A sensortag can be configured to be an iBeacon, but it is designed to be a more generic Bluetooth LE device that can be put to many other uses as well, providing many other Bluetooth services.
An iBeacon is a very specific type of Bluetooth LE device, and many types of iBeacons can only perform that one function.
Because a sensortag is so generic, it is not optimized to be an iBeacon. Its battery, for example, will not last a super long time when acting as an iBeacon.
A TI "Sensortag" is basically just an eval board for the CC2540 / CC2541 BLE chips.
Most hardware "iBeacon" implementations use either that chip, or the competing NRF51822, on a more specialized custom board.

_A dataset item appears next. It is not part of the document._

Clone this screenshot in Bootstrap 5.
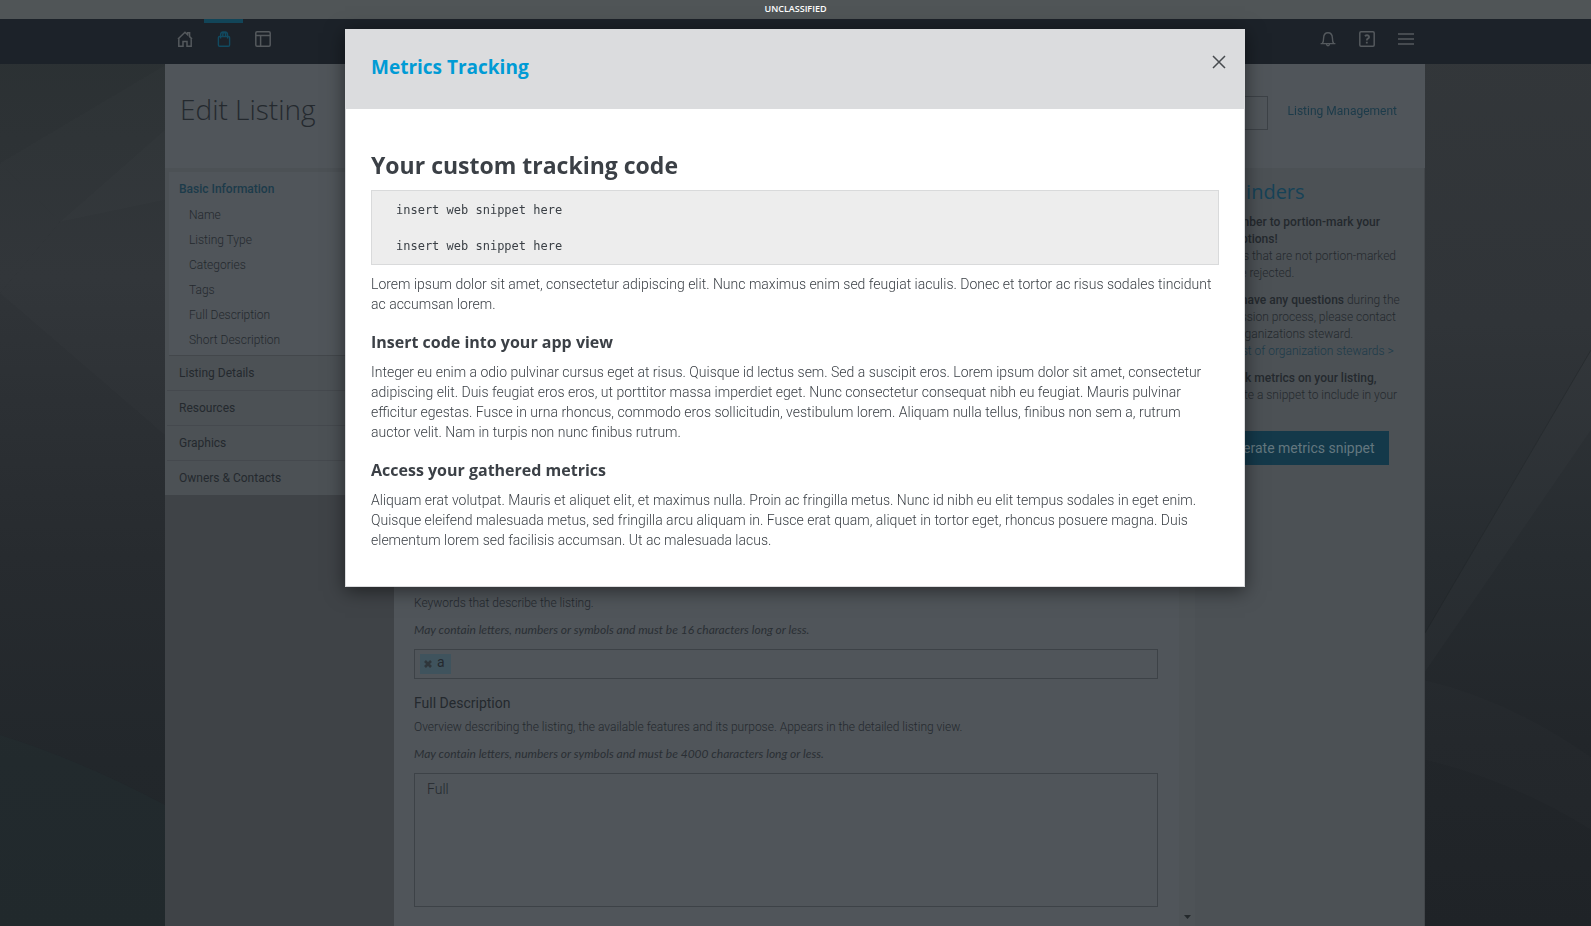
<!doctype html>
<html lang="en">
<head>
<meta charset="utf-8">
<meta name="viewport" content="width=device-width, initial-scale=1">
<title>Edit Listing</title>
<link href="https://cdn.jsdelivr.net/npm/bootstrap@5.3.0/dist/css/bootstrap.min.css" rel="stylesheet">
<style>
:root { --ink: #24292e; --accent: #1c3b4a; --panel: #50555a; --panel-alt: #4c5155; --rule: #45494e; }
body { font-family: Roboto, "Liberation Sans", sans-serif; font-size: 12px; line-height: 18px; font-weight: 300; color: var(--ink); background: #24292c; }
a { color: var(--accent); text-decoration: none; }
.display-face { font-family: "Open Sans", "Noto Sans", sans-serif; }
.backdrop-art { z-index: -1; }
.banner { height: 19px; background: #505557; color: #fff; font: 600 9px/17px "Open Sans", sans-serif; }
.topbar { height: 45px; background: #1c2229; }
.shell { width: 100%; max-width: 1261px; margin: 0 auto; padding-right: 1px; }
.topbar .tool { width: 39px; height: 45px; padding: 12px 0 0; border: 0; background: none; color: #54595d; line-height: 1; display: flex; justify-content: center; align-items: flex-start; }
.topbar .tool.current { color: #114a60; border-top: 4px solid #124558; padding-top: 8px; }
.page-head { height: 104px; background: var(--panel); padding: 0 28px 10px 15px; }
.page-head h1 { font-size: 28px; font-weight: 300; line-height: 36px; }
.finder { width: 220px; height: 34px; background: transparent; border: 1px solid #3d4247; border-radius: 0; }
.page-head a { font-weight: 400; }
.side { width: 229px; background: #3f4347; }
.side .sections { background: var(--panel-alt); padding: 4px 0 0 2px; }
.side .group > a { display: block; padding: 8px 12px; line-height: 18px; border-bottom: 1px solid var(--rule); color: var(--ink); font-weight: 400; }
.side .group:last-child > a { border-bottom: 0; }
.side .active-group { margin-left: 2px; background: var(--panel); border-bottom: 1px solid #43474b; padding: 8px 0 2px 10px; }
.side .active-group > a { padding: 0 0 5px; border: 0; color: var(--accent); font-weight: 500; }
.side .active-group .sub a { display: block; line-height: 25px; padding-left: 10px; color: var(--ink); }
.form-col { background: var(--panel); padding: 17px 21px 0 20px; }
.field { margin-bottom: 14px; }
.field label { display: block; font-size: 14px; line-height: 20px; font-weight: 400; margin-bottom: 5px; }
.field .about { margin-bottom: 9px; }
.field .limit { margin-bottom: 10px; font-family: Lato, sans-serif; font-style: italic; font-weight: 400; color: #2a2f34; }
.field .form-control { height: 34px; background: transparent; border: 1px solid #3d4247; border-radius: 0; color: var(--ink); font-size: 14px; line-height: 20px; font-weight: 300; padding: 5px 12px; box-shadow: none; }
.field .tags-box { height: 30px; padding: 4px 5px; }
.tags-box input { border: 0; background: transparent; outline: 0; min-width: 0; }
.field textarea.form-control { height: 134px; resize: none; }
.field textarea.brief { height: 114px; }
.tag { background: #3f535d; height: 20px; padding: 0 6px 0 4px; gap: 5px; font-weight: 400; line-height: 18px; }
.tag button { border: 0; padding: 0; background: none; color: #2f363b; line-height: 0; }
.track { width: 16px; background: #4e5357; padding-bottom: 7px; }
.aside-col { width: 230px; background: var(--panel-alt); padding: 10px 9px; border-right: 1px solid #43474b; }
.aside-col h2 { color: #164257; font-size: 20px; line-height: 28px; font-weight: 400; margin-bottom: 8px; }
.aside-col p { line-height: 17px; margin-bottom: 10px; padding-left: 4px; white-space: nowrap; }
.aside-col strong { font-weight: 500; }
.aside-col .btn { background: #14394a; color: #63777f; border: 0; border-radius: 0; height: 34px; width: 185px; padding: 0; font-size: 14px; font-weight: 400; }
.metrics { padding-right: 1px; }
.metrics .modal-dialog { max-width: 900px; margin: 29px auto 0; }
.metrics .modal-content { border: 1px solid #dbdcde; border-radius: 0; box-shadow: 0 4px 18px rgba(0,0,0,.5); color: #3b4046; font-size: 14px; line-height: 20px; }
.metrics .modal-header { background: #dbdcde; border: 0; border-radius: 0; height: 79px; padding: 0 18px 5px 25px; }
.metrics .modal-title { color: #009bd5; font-size: 19px; line-height: 28px; font-weight: 700; }
.metrics .shut { border: 0; background: none; padding: 0 0 10px; color: #474b4f; line-height: 0; }
.metrics .modal-body { padding: 41px 25px 36px; }
.metrics h3 { font-size: 23px; line-height: 30px; font-weight: 700; margin-bottom: 10px; }
.metrics h4 { font-size: 16px; line-height: 24px; font-weight: 700; margin: 16px 0 8px; }
.metrics pre { background: #ededed; border: 1px solid #d9dadb; padding: 10px 24px 9px; margin-bottom: 9px; font: 12px/18px "DejaVu Sans Mono", monospace; color: #3b4046; }
.metrics p { margin: 0; }
</style>
</head>
<body class="vh-100 overflow-hidden d-flex flex-column">
<svg class="backdrop-art position-fixed top-0 start-0 w-100 h-100" viewBox="0 0 1591 926" preserveAspectRatio="none" aria-hidden="true">
  <defs>
    <linearGradient id="sky" x1="0" y1="0" x2="0" y2="1"><stop offset="0" stop-color="#2a3032"/><stop offset=".3" stop-color="#303438"/><stop offset=".6" stop-color="#272b2f"/><stop offset=".82" stop-color="#22272b"/><stop offset="1" stop-color="#212629"/></linearGradient>
    <linearGradient id="east" x1="0" y1="0" x2="0" y2="1"><stop offset="0" stop-color="#33373a"/><stop offset=".35" stop-color="#303438"/><stop offset=".6" stop-color="#272c30"/><stop offset=".8" stop-color="#22262a"/><stop offset="1" stop-color="#1f2327"/></linearGradient>
  </defs>
  <rect width="1591" height="926" fill="url(#sky)"/>
  <rect x="1400" width="191" height="926" fill="url(#east)"/>
  <g fill="#fff" fill-opacity=".01">
    <path d="M0 163L165 65V200L60 222Z"/>
    <path d="M0 293L60 222L165 130V435Z"/>
    <path d="M0 163L60 222L0 293Z"/>
    <path d="M1425 633L1514 480L1591 350V430L1425 672Z" fill-opacity=".015"/>
    <path d="M1425 680Q1510 700 1591 757V830Q1510 780 1425 760Z"/>
  </g>
  <path d="M0 735Q80 760 165 805V926H0Z" fill="#243033" fill-opacity=".4"/>
  <path d="M1425 633L1591 350" stroke="#1f2326" stroke-opacity=".4"/>
</svg>

<div class="banner text-center flex-shrink-0">UNCLASSIFIED</div>

<nav class="topbar flex-shrink-0" aria-label="Main">
  <div class="shell d-flex">
    <a class="tool" href="#" aria-label="Home"><svg width="16" height="16" viewBox="0 0 16 16" fill="none" stroke="currentColor" stroke-width="1.5"><path d="M1.8 7.2V15.2H6V10.5H10V15.2H14.2V7.2M1 8L8 1.2L10.6 3.7V1.8H12.6V5.6L15 8"/></svg></a>
    <a class="tool current" href="#" aria-label="Center"><svg width="16" height="16" viewBox="0 0 16 16" fill="none" stroke="currentColor" stroke-width="1.4"><rect x="2.4" y="5.5" width="11.2" height="9.8" rx="1.2"/><path d="M4.6 7.5V4Q4.6 1 7.2 1Q9.6 1 9.6 4V5.5M6.8 5.5V3.6Q7 1 9 1Q11.6 1 11.6 4V7.5"/></svg></a>
    <a class="tool" href="#" aria-label="Webtop"><svg width="16" height="16" viewBox="0 0 16 16" fill="none" stroke="currentColor" stroke-width="1.5"><rect x=".8" y=".8" width="14.4" height="14.4" rx="1.2"/><path d="M1 4.6H15M5.6 4.6V15"/></svg></a>
    <button type="button" class="tool ms-auto" aria-label="Notifications"><svg width="16" height="16" viewBox="0 0 16 16" fill="none" stroke="currentColor" stroke-width="1.4"><path d="M.6 12.6H15.4M2.3 12.5Q3.6 11 3.6 7Q3.8 1.7 8 1.7Q12.2 1.7 12.4 7Q12.4 11 13.7 12.5M6.5 13Q6.7 14.8 8 14.8Q9.3 14.8 9.5 13"/></svg></button>
    <button type="button" class="tool" aria-label="Help"><svg width="16" height="16" viewBox="0 0 16 16" fill="none" stroke="currentColor" stroke-width="1.5"><rect x=".8" y=".8" width="14.4" height="14.4" rx="1.2"/><path d="M5.8 5Q8 3.6 9.6 4.8Q10.8 6.6 8.8 7.6Q7.8 8.1 7.8 9.6M7.8 10.8V12.4" stroke-width="1.8"/></svg></button>
    <button type="button" class="tool" aria-label="Menu"><svg width="16" height="16" viewBox="0 0 16 16" fill="none" stroke="currentColor" stroke-width="1.7"><path d="M0 3H16M0 8H16M0 13H16"/></svg></button>
  </div>
</nav>

<div class="shell flex-grow-1 d-flex flex-column overflow-hidden">
  <header class="page-head d-flex align-items-center flex-shrink-0">
    <h1 class="display-face m-0 me-auto pb-1">Edit Listing</h1>
    <input class="form-control finder me-3 mt-1" type="text" aria-label="Status">
    <a href="#" class="ms-1">Listing Management</a>
  </header>
  <div class="d-flex flex-grow-1 overflow-hidden">
    <nav class="side flex-shrink-0" aria-label="Sections">
      <ul class="sections list-unstyled m-0">
        <li class="group active-group">
          <a href="#">Basic Information</a>
          <ul class="sub list-unstyled">
            <li><a href="#">Name</a></li>
            <li><a href="#">Listing Type</a></li>
            <li><a href="#">Categories</a></li>
            <li><a href="#">Tags</a></li>
            <li><a href="#">Full Description</a></li>
            <li><a href="#">Short Description</a></li>
          </ul>
        </li>
        <li class="group"><a href="#">Listing Details</a></li>
        <li class="group"><a href="#">Resources</a></li>
        <li class="group"><a href="#">Graphics</a></li>
        <li class="group"><a href="#">Owners &amp; Contacts</a></li>
      </ul>
    </nav>
    <main class="form-col flex-grow-1 overflow-hidden">
      <div class="field"><textarea class="form-control brief" aria-label="Name"></textarea></div>
      <div class="field"><textarea class="form-control brief" aria-label="Listing Type"></textarea></div>
      <div class="field"><textarea class="form-control brief" aria-label="Categories"></textarea></div>
      <div class="field">
        <label for="tags">Tags</label>
        <p class="about">Keywords that describe the listing.</p>
        <p class="limit">May contain letters, numbers or symbols and must be 16 characters long or less.</p>
        <div class="form-control tags-box d-flex">
          <span class="tag d-flex align-items-center"><button type="button" aria-label="Remove a"><svg width="8" height="8" viewBox="0 0 8 8" stroke="currentColor" stroke-width="2.6"><path d="M1 1L7 7M7 1L1 7"/></svg></button><span class="pb-1">a</span></span>
          <input id="tags" type="text" class="flex-grow-1">
        </div>
      </div>
      <div class="field mb-3">
        <label for="full">Full Description</label>
        <p class="about">Overview describing the listing, the available features and its purpose. Appears in the detailed listing view.</p>
        <p class="limit">May contain letters, numbers or symbols and must be 4000 characters long or less.</p>
        <textarea id="full" class="form-control">Full</textarea>
      </div>
      <div class="field"><label for="short">Short Description</label><input id="short" class="form-control" type="text"></div>
    </main>
    <div class="track flex-shrink-0 d-flex align-items-end justify-content-center" aria-hidden="true"><svg width="7" height="4" viewBox="0 0 7 4"><path d="M0 0H7L3.5 4Z" fill="#24292c"/></svg></div>
    <aside class="aside-col flex-shrink-0 overflow-hidden">
      <h2 class="display-face">Reminders</h2>
      <p><strong>Remember to portion-mark your<br>descriptions!</strong><br>Listings that are not portion-marked<br>may be rejected.</p>
      <p><strong>If you have any questions</strong> during the<br>submission process, please contact<br>your organizations steward.<br><a href="#">View list of organization stewards &gt;</a></p>
      <p><strong>To track metrics on your listing,</strong><br>generate a snippet to include in your<br>listing.</p>
      <button type="button" class="btn">Generate metrics snippet</button>
    </aside>
  </div>
</div>

<div class="modal metrics d-block" role="dialog" aria-modal="true" aria-labelledby="metrics-title">
  <div class="modal-dialog">
    <div class="modal-content">
      <div class="modal-header">
        <h2 class="modal-title display-face" id="metrics-title">Metrics Tracking</h2>
        <button type="button" class="shut" aria-label="Close"><svg width="14" height="14" viewBox="0 0 14 14" stroke="currentColor" stroke-width="1.5"><path d="M1 1L13 13M13 1L1 13"/></svg></button>
      </div>
      <div class="modal-body">
        <h3 class="display-face">Your custom tracking code</h3>
        <pre>insert web snippet here

insert web snippet here</pre>
        <p>Lorem ipsum dolor sit amet, consectetur adipiscing elit. Nunc maximus enim sed feugiat iaculis. Donec et tortor ac risus sodales tincidunt ac accumsan lorem.</p>
        <h4 class="display-face">Insert code into your app view</h4>
        <p>Integer eu enim a odio pulvinar cursus eget at risus. Quisque id lectus sem. Sed a suscipit eros. Lorem ipsum dolor sit amet, consectetur adipiscing elit. Duis feugiat eros eros, ut porttitor massa imperdiet eget. Nunc consectetur consequat nibh eu feugiat. Mauris pulvinar efficitur egestas. Fusce in urna rhoncus, commodo eros sollicitudin, vestibulum lorem. Aliquam nulla tellus, finibus non sem a, rutrum auctor velit. Nam in turpis non nunc finibus rutrum.</p>
        <h4 class="display-face">Access your gathered metrics</h4>
        <p>Aliquam erat volutpat. Mauris et aliquet elit, et maximus nulla. Proin ac fringilla metus. Nunc id nibh eu elit tempus sodales in eget enim. Quisque eleifend malesuada metus, sed fringilla arcu aliquam in. Fusce erat quam, aliquet in tortor eget, rhoncus posuere magna. Duis elementum lorem sed facilisis accumsan. Ut ac malesuada lacus.</p>
      </div>
    </div>
  </div>
</div>
<script src="https://cdn.jsdelivr.net/npm/bootstrap@5.3.0/dist/js/bootstrap.bundle.min.js"></script>
</body>
</html>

In either case, the transmission of "iBeacon"-formatted BLE advertising packets is controlled by the custom firmware loaded into the device.
The duty cycle, which is the major determination of power consumption, is also determined by the firmware. The Sensortag does have some other onboard peripherals, but if the design is sane it should be possible to get those into a negligible powered-down state.
Answering #TimTisdall comment (below), the following link is a 3rd party, non-official iBeacon-enabled firmware update for TI's 2541DK SensorTag hardware:
hex firmware files, demonstrating iBeacon on the cc254x
For more info regarding SensorTag, see:
http://www.ti.com/ww/en/wireless_connectivity/sensortag
&
http://www.ti.com/tool/CC2541DK-SENSOR
This question was a bit ahead of the time and here are some updates: The SensorTag now officially supports iBeacon technology. Information on how to configure it to act as an iBeacon is described in the wiki.
As davidgyoung already pointed out: it wasn't build to solely work as an iBeacon, so it may come with reduced battery life. On the other hand, it provides more functionality, which makes it a valuable tool for development at a good price tag.
As noted before the SensorTag has many other sensors on board. Using a "generic" iBeacon firmware on the SensorTag results in a high current consumption. The unused sensors need to be put into sleep mode (I believe it was the Gyro implementation, which eats a lot of power when not configured correctly in sleep mode).